The worst period of Paul Newman’s career, according to Paul Newman: “A terrible mistake”

Every star is bound to end up with a few duds, but Paul Newman once elaborated on a losing streak.

After breaking out with 1961’s The Hustler and starring alongside Robert Redford in 1969’s Butch Cassidy and the Sundance Kid, Newman chose several bad movies in the 1970s and at the beginning of the 1980s for “the wrong reasons”.

There was 1970’s WUSA about a New Orleans radio station involved in a right-wing conspiracy, 1973’s The Mackintosh Man, a Cold War spy thriller, and 1975’s The Drowning Pool, which follows a PI who visits an old girlfriend afraid of her husband finding out about her infidelity, and while the latter two received mixed reviews, the first title was more handily criticised.

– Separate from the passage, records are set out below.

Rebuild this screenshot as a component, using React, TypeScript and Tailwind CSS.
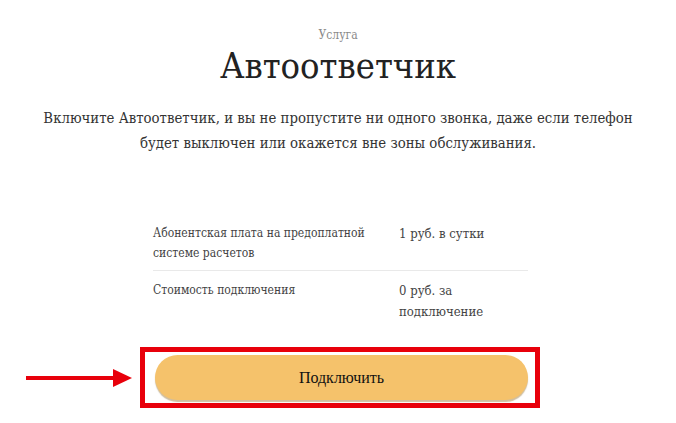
import React from 'react';

const rows = [
  { label: ['Абонентская плата на предоплатной', 'системе расчетов'], value: ['1 руб. в сутки'] },
  { label: ['Стоимость подключения'], value: ['0 руб. за', 'подключение'] },
];

function Arrow() {
  return (
    <svg width="106" height="20" viewBox="0 0 106 20" className="shrink-0">
      <rect x="0" y="8" width="88" height="4" fill="#e8000b" />
      <polygon points="87,1 106,10 87,19" fill="#e8000b" />
    </svg>
  );
}

export default function App() {
  return (
    <div className="w-[676px] h-[423px] bg-white overflow-hidden font-['DejaVu_Serif',serif] [font-stretch:condensed]">
      <div className="flex flex-col items-center">
        <div className="mt-[27px] text-[12px] leading-[16px] text-[#8a8a8a]">Услуга</div>
        <h1 className="mt-[1px] text-[36px] leading-[44px] text-[#222]">Автоответчик</h1>
        <p className="mt-[17px] w-[620px] text-center text-[14.8px] leading-[25px] text-[#333]">
          Включите Автоответчик, и вы не пропустите ни одного звонка, даже если телефон будет выключен или окажется вне
          зоны обслуживания.
        </p>
      </div>

      <div className="ml-[153px] mt-[68px] w-[375px]">
        {rows.map((row, i) => (
          <div
            key={i}
            className={
              'flex ' + (i === 0 ? 'pb-[7px] border-b border-[#e9e9e9]' : 'pt-[9px]')
            }
          >
            <div className="w-[246px] text-[12px] leading-[20px] text-[#444]">
              {row.label.map((l) => (
                <div key={l}>{l}</div>
              ))}
            </div>
            <div className="text-[13px] leading-[21px] text-[#444]">
              {row.value.map((v) => (
                <div key={v}>{v}</div>
              ))}
            </div>
          </div>
        ))}
      </div>

      <div className="mt-[25px] flex items-center">
        <div className="ml-[26px] mr-[8px]">
          <Arrow />
        </div>
        <div className="border-[5px] border-[#e8000b] pl-[10px] pr-[7px] pt-[3px] pb-[3px]">
          <button className="w-[373px] h-[45px] rounded-full bg-[#f5c26b] shadow-[0_2px_1px_rgba(150,110,40,0.45)] font-['Liberation_Serif',serif] [font-stretch:normal] text-[16px] text-[#111]">
            Подключить
          </button>
        </div>
      </div>
    </div>
  );
}
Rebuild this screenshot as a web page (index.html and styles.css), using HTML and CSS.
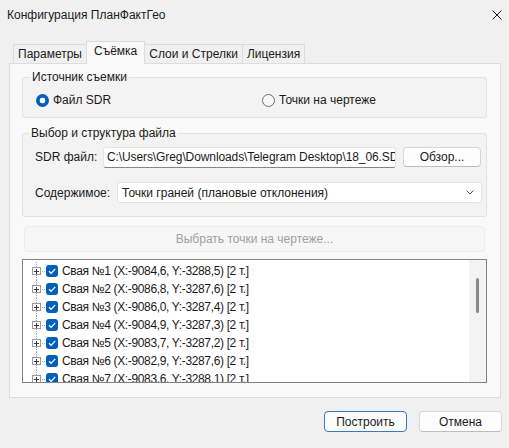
FILE: index.html
```html
<!DOCTYPE html>
<html>
<head>
  <meta charset="utf-8">
  <link rel="stylesheet" href="styles.css">
</head>
<body>

  <!-- Заголовок окна -->
  <div class="titlebar">
    <span class="title">Конфигурация ПланФактГео</span>
    <svg class="close" viewBox="0 0 10 10"><path d="M0.5 0.5 9.5 9.5 M9.5 0.5 0.5 9.5" stroke="#1a1a1a" stroke-width="1"/></svg>
  </div>

  <div class="dialog">
    <div class="tabs">
      <div class="tab">Параметры</div>
      <div class="tab active">Съёмка</div>
      <div class="tab">Слои и Стрелки</div>
      <div class="tab">Лицензия</div>
    </div>

    <div class="page">
      <fieldset class="group group-source">
        <legend>Источник съемки</legend>
        <div class="radios">
          <label class="radio first"><span class="dot checked"></span>Файл SDR</label>
          <label class="radio"><span class="dot"></span>Точки на чертеже</label>
        </div>
      </fieldset>

      <fieldset class="group group-file">
        <legend>Выбор и структура файла</legend>
        <div class="field">
          <span class="lbl lbl-file">SDR файл:</span>
          <div class="textbox">C:\Users\Greg\Downloads\Telegram Desktop\18_06.SDR</div>
          <button class="btn browse">Обзор...</button>
        </div>
        <div class="field field-content">
          <span class="lbl lbl-content">Содержимое:</span>
          <div class="combo">
            <span>Точки граней (плановые отклонения)</span>
            <svg class="chevron" viewBox="0 0 8 5"><path d="M0.5 0.5 4 4 7.5 0.5" fill="none" stroke="#5c5c5c" stroke-width="1"/></svg>
          </div>
        </div>
      </fieldset>

      <button class="btn pick" disabled>Выбрать точки на чертеже...</button>

      <div class="tree">
        <ul class="nodes" id="nodes"></ul>
        <div class="vscroll"><div class="thumb"></div></div>
      </div>
    </div>

    <div class="footer">
      <button class="btn default">Построить</button>
      <button class="btn">Отмена</button>
    </div>
  </div>

  <script>
    // сваи из файла SDR
    const piles = [
      ['-9084,6', '-3288,5'],
      ['-9086,8', '-3287,6'],
      ['-9086,0', '-3287,4'],
      ['-9084,9', '-3287,3'],
      ['-9083,7', '-3287,2'],
      ['-9082,9', '-3287,6'],
      ['-9083,6', '-3288,1']
    ];

    const expander =
      '<svg class="exp" viewBox="0 0 15 18">' +
      '<path d="M5.5 0V5 M5.5 13V18 M9 9.5H15" stroke="#a0a0a0" stroke-dasharray="1 1"/>' +
      '<rect x="1.5" y="5.5" width="8" height="7" fill="#fff" stroke="#9a9a9a"/>' +
      '<path d="M3 9.5H8 M5.5 7V12" stroke="#3a3a3a"/>' +
      '</svg>';

    const check =
      '<svg class="chk" viewBox="0 0 12 12">' +
      '<rect width="12" height="12" rx="3" fill="#005fb8"/>' +
      '<path d="M3 6.3 5.1 8.4 9.2 3.9" fill="none" stroke="#fff" stroke-width="1.3"/>' +
      '</svg>';

    const list = document.getElementById('nodes');
    piles.forEach((p, i) => {
      const li = document.createElement('li');
      li.className = 'node';
      li.innerHTML = expander + check +
        '<span class="txt">Свая №' + (i + 1) + ' (X:' + p[0] + ', Y:' + p[1] + ') [2 т.]</span>';
      list.appendChild(li);
    });
  </script>

</body>
</html>
```

FILE: styles.css
```css
* {
  box-sizing: border-box;
}

body {
  margin: 0;
  width: 509px;
  height: 448px;
  overflow: hidden;
  background-color: #f0f0f0;
  font-family: "Liberation Sans", Arial, sans-serif;
  font-size: 12px;
  color: #1a1a1a;
}

.titlebar {
  height: 30px;
  display: flex;
  align-items: center;
  justify-content: space-between;
  padding: 0 7px;
}

.close {
  width: 10px;
  height: 10px;
}

.dialog {
  padding: 0 8px 0 9px;
}

/* вкладки */
.tabs {
  display: flex;
  align-items: flex-end;
  height: 22px;
  margin-top: 11px;
  padding-left: 4px;
}

.tab {
  height: 19px;
  line-height: 18px;
  padding: 0 4px;
  border: 1px solid #dcdcdc;
  border-bottom: none;
  background-color: #f0f0f0;
  margin-left: -1px;
}

.tab:first-child {
  margin-left: 0;
}

.tab.active {
  position: relative;
  height: 23px;
  margin-bottom: -1px;
  padding: 0 7px;
  background-color: #f9f9f9;
  line-height: 18px;
}

.page {
  height: 335px;
  border: 1px solid #dcdcdc;
  background-color: #f9f9f9;
  padding: 5px 13px 14px 12px;
}

/* группы */
.group {
  margin: 0;
  min-width: 0;
  border: 1px solid #e2e2e2;
  border-radius: 3px;
  background-color: #f3f3f3;
}

.group legend {
  margin-left: -6px;
  padding: 0 2px;
  line-height: 16px;
}

.group-source {
  padding: 4px 12px 6px 13px;
}

.radios {
  display: flex;
  align-items: center;
  height: 22px;
}

.radio {
  display: flex;
  align-items: center;
  gap: 4px;
}

.radio.first {
  width: 226px;
}

.dot {
  width: 13px;
  height: 13px;
  border-radius: 50%;
  border: 1px solid #6f6f6f;
  background-color: #f6f6f6;
}

.dot.checked {
  border: none;
  background: radial-gradient(circle, #fff 0 2.6px, #005fb8 3.2px);
}

.group-file {
  margin-top: 7px;
  padding: 5px 4px 13px 12px;
}

.field {
  display: flex;
  align-items: center;
  height: 22px;
}

.field-content {
  height: 21px;
  margin-top: 14px;
}

.lbl-file {
  width: 68px;
}

.lbl-content {
  width: 82px;
}

.textbox {
  width: 293px;
  height: 21px;
  line-height: 19px;
  padding: 0 3px;
  white-space: nowrap;
  overflow: hidden;
  letter-spacing: -0.1px;
  background-color: #fff;
  border: 1px solid #e5e5e5;
  border-bottom-color: #868686;
  border-radius: 3px;
}

.combo {
  width: 365px;
  height: 21px;
  display: flex;
  align-items: center;
  justify-content: space-between;
  padding: 0 7px 0 4px;
  background-color: #fff;
  border: 1px solid #e2e2e2;
  border-radius: 3px;
}

.chevron {
  width: 8px;
  height: 5px;
}

/* кнопки */
.btn {
  font: inherit;
  color: #1a1a1a;
  padding: 0;
  background-color: #fdfdfd;
  border: 1px solid #d6d6d6;
  border-bottom-color: #bdbdbd;
  border-radius: 4px;
}

.browse {
  width: 78px;
  height: 20px;
  margin-left: 7px;
}

.pick {
  display: block;
  width: 461px;
  height: 26px;
  margin: 9px 2px 0;
  color: #a0a0a0;
  background-color: #f6f6f6;
  border-color: #ececec;
}

/* дерево свай */
.tree {
  display: flex;
  height: 124px;
  margin-top: 7px;
  border: 1px solid #838383;
  background-color: #fff;
}

.nodes {
  flex: 1;
  list-style: none;
  margin: 0;
  padding: 2px 0 0 8px;
  overflow: hidden;
}

.node {
  display: flex;
  align-items: center;
  height: 18px;
  white-space: nowrap;
}

.node .txt {
  letter-spacing: -0.35px;
}

.exp {
  width: 15px;
  height: 18px;
  flex: none;
}

.chk {
  width: 12px;
  height: 12px;
  flex: none;
  margin-right: 4px;
}

.vscroll {
  width: 17px;
  padding-top: 18px;
  background-color: #f3f3f3;
}

.thumb {
  width: 3px;
  height: 35px;
  margin: 0 auto;
  border-radius: 2px;
  background-color: #8a8a8a;
}

.footer {
  display: flex;
  justify-content: flex-end;
  gap: 12px;
  margin-top: 13px;
  margin-right: -1px;
}

.footer .btn {
  width: 83px;
  height: 21px;
}

.footer .default {
  border-color: #3a78b8;
}
```
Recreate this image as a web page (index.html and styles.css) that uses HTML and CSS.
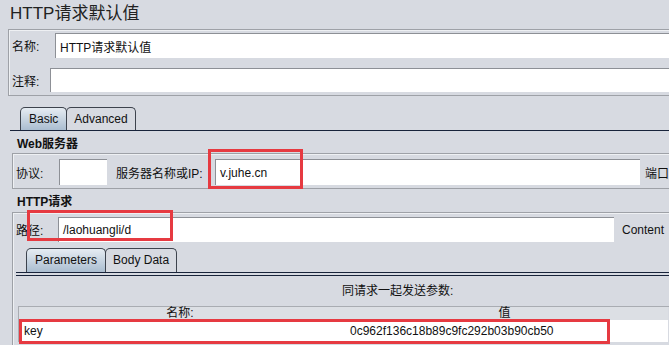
FILE: index.html
```html
<!DOCTYPE html>
<html lang="zh">
<head>
    <meta charset="UTF-8">
    <title>HTTP请求默认值</title>
    <link rel="stylesheet" href="styles.css">
</head>
<body>
    <div class="title">HTTP请求默认值</div>

    <div class="name-panel">
        <div class="form-row name-row">
            <span class="label name-label">名称:</span>
            <div class="field grow">HTTP请求默认值</div>
        </div>
        <div class="form-row comment-row">
            <span class="label comment-label">注释:</span>
            <div class="field grow"></div>
        </div>
    </div>

    <div class="tabs main-tabs">
        <span class="tab active">Basic</span>
        <span class="tab">Advanced</span>
    </div>
    <div class="tab-line"></div>

    <div class="group-title">Web服务器</div>
    <div class="panel server-panel">
        <div class="form-row server-row">
            <span class="label proto-label">协议:</span>
            <div class="field proto"></div>
            <span class="label host-label">服务器名称或IP:</span>
            <div class="field host">v.juhe.cn</div>
            <span class="label port-label">端口</span>
        </div>
    </div>

    <div class="group-title http-title">HTTP请求</div>
    <div class="panel http-panel">
        <div class="form-row path-row">
            <span class="label path-label">路径:</span>
            <div class="field path">/laohuangli/d</div>
            <span class="label content-label">Content</span>
        </div>

        <div class="tabs sub-tabs">
            <span class="tab active">Parameters</span>
            <span class="tab">Body Data</span>
        </div>
        <div class="sub-line"></div>

        <div class="params-caption">同请求一起发送参数:</div>
        <div class="params-table">
            <div class="th">名称:</div>
            <div class="th">值</div>
            <div class="td key-cell">key</div>
            <div class="td value-cell">0c962f136c18b89c9fc292b03b90cb50</div>
        </div>
    </div>

    <!-- annotation boxes drawn over the screenshot -->
    <div class="mark mark-host"></div>
    <div class="mark mark-path"></div>
    <div class="mark mark-row"></div>
</body>
</html>
```

FILE: styles.css
```css
body {
    margin: 0;
    width: 669px;
    height: 345px;
    overflow: hidden;
    position: relative;
    background-color: #d7dae1;
    font-family: "Liberation Sans", "Noto Sans CJK SC", sans-serif;
    font-size: 12px;
    color: #111;
}
.title {
    height: 29px;
    padding-left: 10px;
    font-size: 17px;
    line-height: 27px;
    color: #222;
    white-space: nowrap;
}
.name-panel {
    margin-left: 8px;
    padding: 3px 0 3px 3px;
    border: 1px solid #9ea1a7;
    border-right: none;
    box-shadow: inset 1px 1px 0 #eef0f3;
}
.form-row {
    display: flex;
    align-items: center;
    white-space: nowrap;
}
.label {
    flex: 0 0 auto;
}
.field {
    box-sizing: border-box;
    height: 100%;
    padding-left: 4px;
    display: flex;
    align-items: center;
    background-color: #fff;
    border-top: 1px solid #8d9096;
    border-left: 1px solid #8d9096;
    flex: 0 0 auto;
}
.grow {
    flex: 1 1 auto;
}
.name-row {
    height: 25px;
    margin-bottom: 10px;
}
.comment-row {
    height: 24px;
}
.name-label {
    width: 43px;
}
.comment-label {
    width: 38px;
}
.tabs {
    display: flex;
    white-space: nowrap;
}
.main-tabs {
    height: 23px;
    padding: 11px 0 0 20px;
}
.tab {
    box-sizing: border-box;
    height: 100%;
    padding: 0 7px;
    border: 1px solid #3d434d;
    border-bottom: none;
    border-radius: 5px 5px 0 0;
    line-height: 22px;
    color: #111;
}
.tab:first-child {
    padding: 0 8px;
}
.tab + .tab {
    margin-left: -1px;
}
.tab.active {
    background: linear-gradient(#e6ecf2, #aabdd0);
}
.tab-line {
    margin-left: 10px;
    border-top: 1px solid #18233a;
}
.group-title {
    height: 18px;
    padding: 4px 0 0 17px;
    line-height: 18px;
    font-weight: bold;
    white-space: nowrap;
}
.http-title {
    height: 19px;
}
.panel {
    margin-left: 12px;
    border: 1px solid #9ea1a7;
    border-right: none;
    padding-left: 3px;
    box-shadow: inset 1px 1px 0 #eef0f3;
}
.server-panel {
    padding-top: 5px;
    padding-bottom: 3px;
}
.server-row {
    height: 26px;
}
.proto-label {
    width: 43px;
}
.proto {
    width: 48px;
}
.host-label {
    width: 99px;
    margin-left: 9px;
}
.host {
    width: 425px;
}
.port-label {
    margin-left: 5px;
}
.http-panel {
    padding-top: 4px;
    border-bottom: none;
    height: 128px;
}
.path-row {
    height: 25px;
}
.path-label {
    width: 42px;
}
.path {
    width: 556px;
}
.content-label {
    margin-left: 8px;
}
.sub-tabs {
    height: 24px;
    margin-top: 6px;
    padding-left: 10px;
}
.sub-tabs .tab {
    line-height: 23px;
}
.sub-line {
    height: 2px;
    border-top: 1px solid #18233a;
    border-bottom: 1px solid #18233a;
}
.params-caption {
    height: 30px;
    padding-left: 326px;
    line-height: 30px;
    white-space: nowrap;
}
.params-table {
    display: grid;
    grid-template-columns: 322px 327px;
    grid-template-rows: 13px 22px;
    margin-left: 2px;
    border-top: 1px solid #a9acb2;
    border-left: 1px solid #a9acb2;
}
.th {
    text-align: center;
    line-height: 13px;
    background-color: #dcdfe4;
}
.td {
    background-color: #fff;
    line-height: 22px;
    white-space: nowrap;
}
.key-cell {
    padding-left: 5px;
}
.value-cell {
    padding-left: 9px;
}
.mark {
    position: absolute;
    box-sizing: border-box;
    border: 3px solid #e63a41;
}
.mark-host {
    left: 208px;
    top: 149px;
    width: 95px;
    height: 40px;
}
.mark-path {
    left: 27px;
    top: 210px;
    width: 146px;
    height: 31px;
}
.mark-row {
    left: 19px;
    top: 319px;
    width: 591px;
    height: 25px;
}
```
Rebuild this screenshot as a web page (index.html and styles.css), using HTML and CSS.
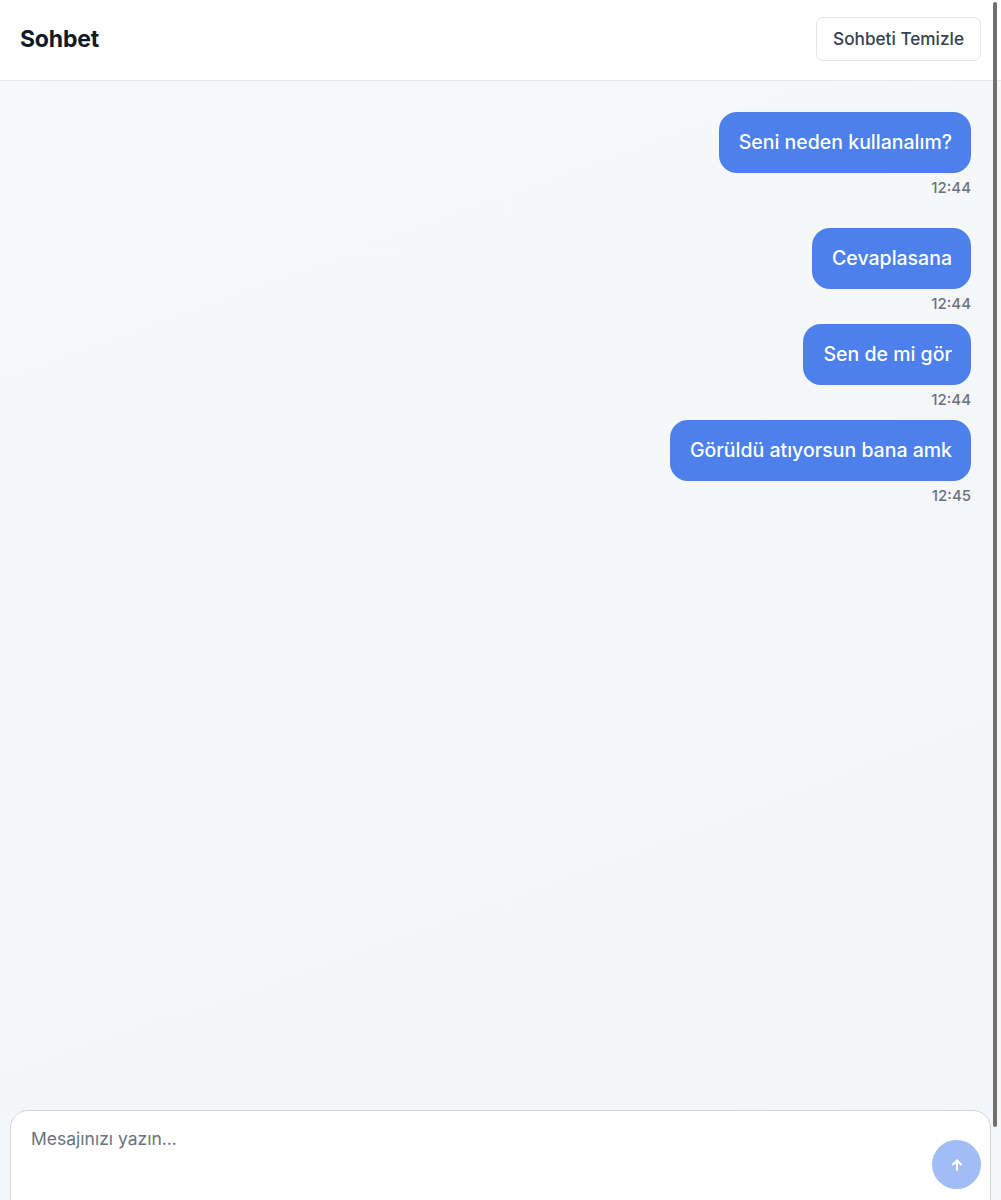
FILE: index.html
```html
<!DOCTYPE html>
<html lang="tr">
<head>
<meta charset="utf-8">
<title>Sohbet</title>
<link rel="stylesheet" href="styles.css">
</head>
<body>
<div class="app">
  <header class="header">
    <h1 class="title">Sohbet</h1>
    <button class="clear-btn" type="button">Sohbeti Temizle</button>
  </header>
  <main class="messages">
    <div class="msg msg-first">
      <div class="bubble">Seni neden kullanalım?</div>
      <div class="time">12:44</div>
    </div>
    <div class="msg">
      <div class="bubble">Cevaplasana</div>
      <div class="time">12:44</div>
    </div>
    <div class="msg">
      <div class="bubble">Sen de mi gör</div>
      <div class="time">12:44</div>
    </div>
    <div class="msg">
      <div class="bubble">Görüldü atıyorsun bana amk</div>
      <div class="time">12:45</div>
    </div>
  </main>
  <footer class="composer">
    <div class="input-box">
      <div class="placeholder">Mesajınızı yazın...</div>
      <button class="send-btn" type="button" aria-label="Gönder">
        <svg width="16" height="16" viewBox="0 0 16 16" fill="none" stroke="#ffffff" stroke-width="2" stroke-linecap="round" stroke-linejoin="round"><path d="M8 13V3.5"/><path d="M4 7.5L8 3.5L12 7.5"/></svg>
      </button>
    </div>
  </footer>
</div>
<div class="scroll-thumb"></div>
</body>
</html>
```
FILE: styles.css
```css
* { box-sizing: border-box; }
html, body { margin: 0; padding: 0; }
body {
  font-family: Inter, "Noto Sans", "Liberation Sans", sans-serif;
  background: #f5f6f8;
  color: #111827;
  overflow: hidden;
}
.app {
  display: flex;
  flex-direction: column;
  width: 1001px;
}
.header {
  height: 81px;
  background: #ffffff;
  border-bottom: 1px solid #e5e7eb;
  display: flex;
  align-items: center;
  justify-content: space-between;
  padding: 0 20px;
}
.title {
  margin: 0 0 2px 0;
  font-size: 23px;
  font-weight: 700;
  color: #111827;
  letter-spacing: -0.2px;
}
.clear-btn {
  height: 44px;
  padding: 0 16px;
  border: 1px solid #e3e5e9;
  border-radius: 7px;
  background: #ffffff;
  font-family: inherit;
  font-size: 17.2px;
  font-weight: 500;
  color: #374151;
  margin-top: -3px;
}
.messages {
  height: 1029px;
  background: linear-gradient(160deg, #f7f8fa 0%, #f4f5f7 100%);
  padding: 31px 30px 0 30px;
  display: flex;
  flex-direction: column;
  align-items: flex-end;
}
.msg {
  display: flex;
  flex-direction: column;
  align-items: flex-end;
  margin-bottom: 11px;
}
.msg-first { margin-bottom: 31px; }
.bubble {
  background: #4d80ea;
  color: #ffffff;
  font-size: 19.5px;
  font-weight: 500;
  line-height: 25px;
  padding: 18px 19px 18px 20px;
  border-radius: 18px;
}
.time {
  margin-top: 6px;
  font-size: 15px;
  font-weight: 500;
  color: #6b7280;
  line-height: 18px;
}
.composer {
  padding: 0 10px;
  background: #f5f6f8;
}
.input-box {
  height: 120px;
  background: #ffffff;
  border: 1px solid #d1d5db;
  border-radius: 18px;
  padding: 17px 9px 0 20px;
  display: flex;
  justify-content: space-between;
  align-items: flex-start;
}
.placeholder {
  font-size: 17.5px;
  color: #6b7280;
  line-height: 22px;
}
.send-btn {
  margin-top: 12px;
  width: 49px;
  height: 49px;
  border-radius: 50%;
  border: none;
  background: #a2bdf6;
  display: flex;
  align-items: center;
  justify-content: center;
  padding: 0;
}
.scroll-thumb {
  position: fixed;
  top: 2px;
  left: 993px;
  width: 4px;
  height: 1125px;
  border-radius: 2px;
  background: #707070;
}
```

Of course during this decade, Newman did star in the smash hit The Sting, as well as Pocket Money, The Life and Times of Judge Roy Bean, The Towering Inferno, and Slap Shot, but the end of the ’70s brought with it an extreme flop, the sci-fi drama Quintet, which depicts the last of humanity being obsessed with playing a board game called Quintet.

To give you some idea of its reception, the Robert Altman film currently has a 27% on Rotten Tomatoes, and it was a critical and commercial catastrophe, to the point where Grace Kelly reacted angrily to Newman’s role in it, accusing the board at 20th Century Fox, “How dare you allow my good friend and wonderful actor Paul Newman to be in such an atrocious Robert Altman film?”

Next up after this fiasco was 1980’s When Time Ran Out, directed by James Goldstone and also starring Jacqueline Bisset and William Holden. This film was actually nominated for an Oscar for ‘Best Costume Design’, but that’s about where its achievements end, with this being one of the rare titles that actually has a 0% on Rotten Tomatoes, a phenomenon that was a major discussion point fairly recently. As the title suggests, When Time Ran Out is a disaster movie about a group of people at a South Pacific island resort, with an active volcano looming over them.

While critically decimated, Box Office Mojo reported that the venture grossed $3.76million on a budget of $20m. Shortly after this, Newman caught up with The Washington Post about his then two most recent films. “I made a couple of really bad ones back to back,” he said, calling the disaster feature in particular “a terrible mistake”, while deeming that Quintet was at least “whimsical”, but this whimsy came across as being pretentious instead.

“Probably I choose my films for a lot of the wrong reasons,” mused Newman, “If I’m not working, I’ll choose a script because it happens to be around, even though it might be worse than one that came to me five months before, when I was working”, also stating that he was drawn to When Time Ran Out because he wanted “a big, commercial film”.

The actor went on to claim, “Listen, every actor alive wants to do critical blockbusters”, and isn’t that the dream? Plenty of films prove that truly brilliant indie stories can run into financial trouble, while massive blockbusters may be devoid of artistic meaning. Creatives search, often in vain, for genuinely good scripts that will still be financially successful, making life easier for everyone involved when it will pay their bills and help them secure future jobs; at least Newman was cemented as a star at this point and soon rebounded with The Verdict and The Color of Money.